## START THE INPUT

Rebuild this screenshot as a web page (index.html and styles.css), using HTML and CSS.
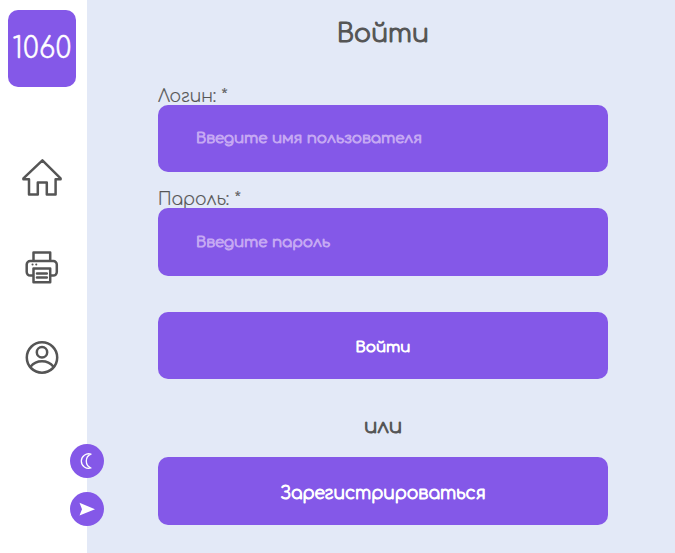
FILE: index.html
```html
<!DOCTYPE html>
<html lang="ru">
<head>
<meta charset="utf-8">
<title>Войти</title>
<link rel="stylesheet" href="styles.css">
</head>
<body>
<aside class="sidebar">
  <a class="logo"><span>1060</span></a>
  <nav class="nav">
    <svg class="nav-icon" viewBox="0 0 44 44"><path d="M3.400 22.400 22.400 4.400 40.600 22.400v.8h-5v15.200h-8.800V26.600h-9v11.800H9V23.200H3.400z"/></svg>
    <svg class="nav-icon" viewBox="0 0 44 44"><path d="M13.500 15V6.500h16.700V15M13.500 29.600h-3.300a3.500 3.500 0 0 1-3.500-3.500V18.500a3.500 3.500 0 0 1 3.500-3.500h23.100a3.500 3.500 0 0 1 3.500 3.500v7.600a3.500 3.500 0 0 1-3.500 3.500h-3.100M13.500 22.600h16.700v13.700H13.500zM17 27.400h9.800M17 31.500h9.800"/><path class="dots" d="M12.500 18.600h.1M16.200 18.600h.1"/></svg>
    <svg class="nav-icon" viewBox="0 0 44 44"><circle cx="22" cy="21.500" r="15.200"/><circle cx="22" cy="16.300" r="5.200"/><path d="M10.500 30.800c6-7.300 17-7.300 23 0"/></svg>
  </nav>
</aside>
<div class="floating">
  <button class="round"><svg viewBox="0 0 34 34"><path class="moon" d="M21 10.200a7.300 7.300 0 1 0 0 13.800 7.400 7.400 0 0 1 0-13.800z"/></svg></button>
  <button class="round"><svg viewBox="0 0 34 34"><path class="arrow" d="M9.500 10.800 25 17.200 9.500 23.500l2.500-6.300z"/></svg></button>
</div>
<main class="content">
  <form class="form">
    <h1>Войти</h1>
    <label class="label" for="login"><span>Логин: *</span></label>
    <input class="field login" id="login" placeholder="Введите имя пользователя">
    <label class="label" for="password"><span>Пароль: *</span></label>
    <input class="field password" id="password" type="password" placeholder="Введите пароль">
    <button class="button submit" type="button">Войти</button>
    <p class="or">или</p>
    <button class="button register" type="button">Зарегистрироваться</button>
  </form>
</main>
</body>
</html>
```
FILE: styles.css
```css
* { box-sizing: border-box; }
body { margin: 0; height: 553px; display: flex; overflow: hidden; background: #e3e9f7; color: #555; font-family: Comfortaa, "Noto Sans", sans-serif; }
.sidebar { width: 87px; height: 553px; flex: none; background: #fff; padding: 10px 8px; }
.logo { width: 68px; height: 77px; border-radius: 10px; background: #8458e8; color: #fff; display: flex; align-items: center; justify-content: center; font: 300 28px Comfortaa, Lato, sans-serif; letter-spacing: .3px; -webkit-text-stroke: .5px #fff; }
.logo span { margin-top: 1px; }
.nav { margin-top: 69px; padding-left: 12px; display: flex; flex-direction: column; gap: 46px; }
.nav-icon { width: 44px; height: 44px; fill: none; stroke: #555; stroke-width: 2.500; stroke-linejoin: round; stroke-linecap: round; }
.dots { stroke-width: 2; }
.floating { position: absolute; left: 70px; top: 444px; display: flex; flex-direction: column; gap: 14px; }
.round { width: 34px; height: 34px; padding: 0; border: 0; border-radius: 50%; background: #8458e8; }
.round svg { display: block; width: 34px; height: 34px; }
.moon { fill: none; stroke: #fff; stroke-width: 1.300; stroke-linejoin: round; }
.arrow { fill: #fff; }
.content { flex: 1; padding-left: 71px; }
.form { width: 450px; display: flex; flex-direction: column; }
h1 { margin: 14px 0 31px; height: 40px; line-height: 40px; font-size: 25px; font-weight: 300; letter-spacing: .1px; -webkit-text-stroke: 1.200px; text-align: center; }
.label { height: 20px; line-height: 23px; font-size: 17px; font-weight: 300; white-space: nowrap; -webkit-text-stroke: .2px; }
.field, .button { width: 450px; height: 67px; border: 0; border-radius: 10px; background: #8458e8; color: #fff; font-family: inherit; font-weight: 300; -webkit-text-stroke: 1px; }
.field { padding: 0 38px; font-size: 15px; outline: 0; }
.field::placeholder { color: #c5a8f3; opacity: 1; }
.login { margin-bottom: 16px; }
.password { height: 68px; margin-bottom: 36px; }
.submit { font-size: 15px; padding-top: 4px; }
.or { margin: 33px 0 15px; height: 30px; line-height: 30px; font-size: 20px; font-weight: 300; letter-spacing: -.2px; -webkit-text-stroke: 1px; text-align: center; }
.register { height: 68px; font-size: 17px; padding-top: 5px; }
```
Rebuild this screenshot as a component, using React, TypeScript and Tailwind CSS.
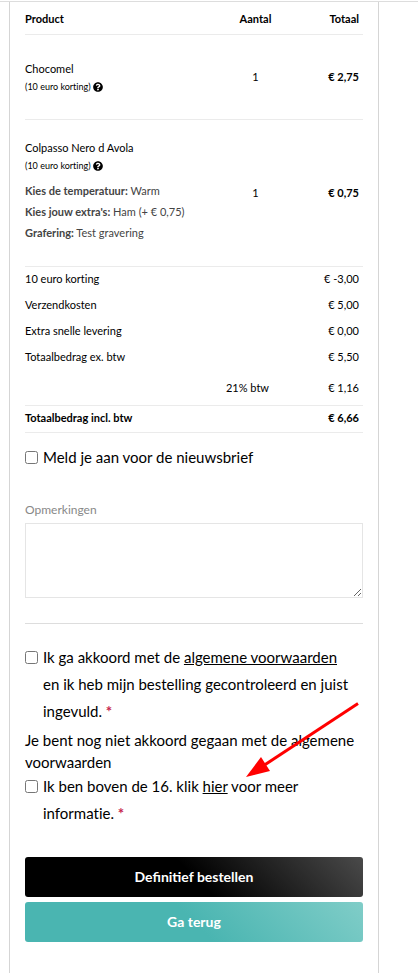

## END THE INPUT

**PROBLEM STATEMENT**: Each record should be quoted exactly, with the images omitted.

**TASK SOLUTION**:
Rebuild this screenshot as a web page (index.html and styles.css), using HTML and CSS.
FILE: index.html
```html
<!DOCTYPE html>
<html lang="ru">
<head>
<meta charset="utf-8">
<title>Войти</title>
<link rel="stylesheet" href="styles.css">
</head>
<body>
<aside class="sidebar">
  <a class="logo"><span>1060</span></a>
  <nav class="nav">
    <svg class="nav-icon" viewBox="0 0 44 44"><path d="M3.400 22.400 22.400 4.400 40.600 22.400v.8h-5v15.200h-8.800V26.600h-9v11.800H9V23.200H3.400z"/></svg>
    <svg class="nav-icon" viewBox="0 0 44 44"><path d="M13.500 15V6.500h16.700V15M13.500 29.600h-3.300a3.500 3.500 0 0 1-3.500-3.500V18.500a3.500 3.500 0 0 1 3.500-3.500h23.100a3.500 3.500 0 0 1 3.500 3.500v7.600a3.500 3.500 0 0 1-3.500 3.500h-3.100M13.500 22.600h16.700v13.700H13.500zM17 27.400h9.800M17 31.500h9.800"/><path class="dots" d="M12.500 18.600h.1M16.200 18.600h.1"/></svg>
    <svg class="nav-icon" viewBox="0 0 44 44"><circle cx="22" cy="21.500" r="15.200"/><circle cx="22" cy="16.300" r="5.200"/><path d="M10.500 30.800c6-7.300 17-7.300 23 0"/></svg>
  </nav>
</aside>
<div class="floating">
  <button class="round"><svg viewBox="0 0 34 34"><path class="moon" d="M21 10.200a7.300 7.300 0 1 0 0 13.800 7.400 7.400 0 0 1 0-13.800z"/></svg></button>
  <button class="round"><svg viewBox="0 0 34 34"><path class="arrow" d="M9.500 10.800 25 17.200 9.500 23.500l2.500-6.300z"/></svg></button>
</div>
<main class="content">
  <form class="form">
    <h1>Войти</h1>
    <label class="label" for="login"><span>Логин: *</span></label>
    <input class="field login" id="login" placeholder="Введите имя пользователя">
    <label class="label" for="password"><span>Пароль: *</span></label>
    <input class="field password" id="password" type="password" placeholder="Введите пароль">
    <button class="button submit" type="button">Войти</button>
    <p class="or">или</p>
    <button class="button register" type="button">Зарегистрироваться</button>
  </form>
</main>
</body>
</html>
```
FILE: styles.css
```css
* { box-sizing: border-box; }
body { margin: 0; height: 553px; display: flex; overflow: hidden; background: #e3e9f7; color: #555; font-family: Comfortaa, "Noto Sans", sans-serif; }
.sidebar { width: 87px; height: 553px; flex: none; background: #fff; padding: 10px 8px; }
.logo { width: 68px; height: 77px; border-radius: 10px; background: #8458e8; color: #fff; display: flex; align-items: center; justify-content: center; font: 300 28px Comfortaa, Lato, sans-serif; letter-spacing: .3px; -webkit-text-stroke: .5px #fff; }
.logo span { margin-top: 1px; }
.nav { margin-top: 69px; padding-left: 12px; display: flex; flex-direction: column; gap: 46px; }
.nav-icon { width: 44px; height: 44px; fill: none; stroke: #555; stroke-width: 2.500; stroke-linejoin: round; stroke-linecap: round; }
.dots { stroke-width: 2; }
.floating { position: absolute; left: 70px; top: 444px; display: flex; flex-direction: column; gap: 14px; }
.round { width: 34px; height: 34px; padding: 0; border: 0; border-radius: 50%; background: #8458e8; }
.round svg { display: block; width: 34px; height: 34px; }
.moon { fill: none; stroke: #fff; stroke-width: 1.300; stroke-linejoin: round; }
.arrow { fill: #fff; }
.content { flex: 1; padding-left: 71px; }
.form { width: 450px; display: flex; flex-direction: column; }
h1 { margin: 14px 0 31px; height: 40px; line-height: 40px; font-size: 25px; font-weight: 300; letter-spacing: .1px; -webkit-text-stroke: 1.200px; text-align: center; }
.label { height: 20px; line-height: 23px; font-size: 17px; font-weight: 300; white-space: nowrap; -webkit-text-stroke: .2px; }
.field, .button { width: 450px; height: 67px; border: 0; border-radius: 10px; background: #8458e8; color: #fff; font-family: inherit; font-weight: 300; -webkit-text-stroke: 1px; }
.field { padding: 0 38px; font-size: 15px; outline: 0; }
.field::placeholder { color: #c5a8f3; opacity: 1; }
.login { margin-bottom: 16px; }
.password { height: 68px; margin-bottom: 36px; }
.submit { font-size: 15px; padding-top: 4px; }
.or { margin: 33px 0 15px; height: 30px; line-height: 30px; font-size: 20px; font-weight: 300; letter-spacing: -.2px; -webkit-text-stroke: 1px; text-align: center; }
.register { height: 68px; font-size: 17px; padding-top: 5px; }
```
Rebuild this screenshot as a component, using React, TypeScript and Tailwind CSS.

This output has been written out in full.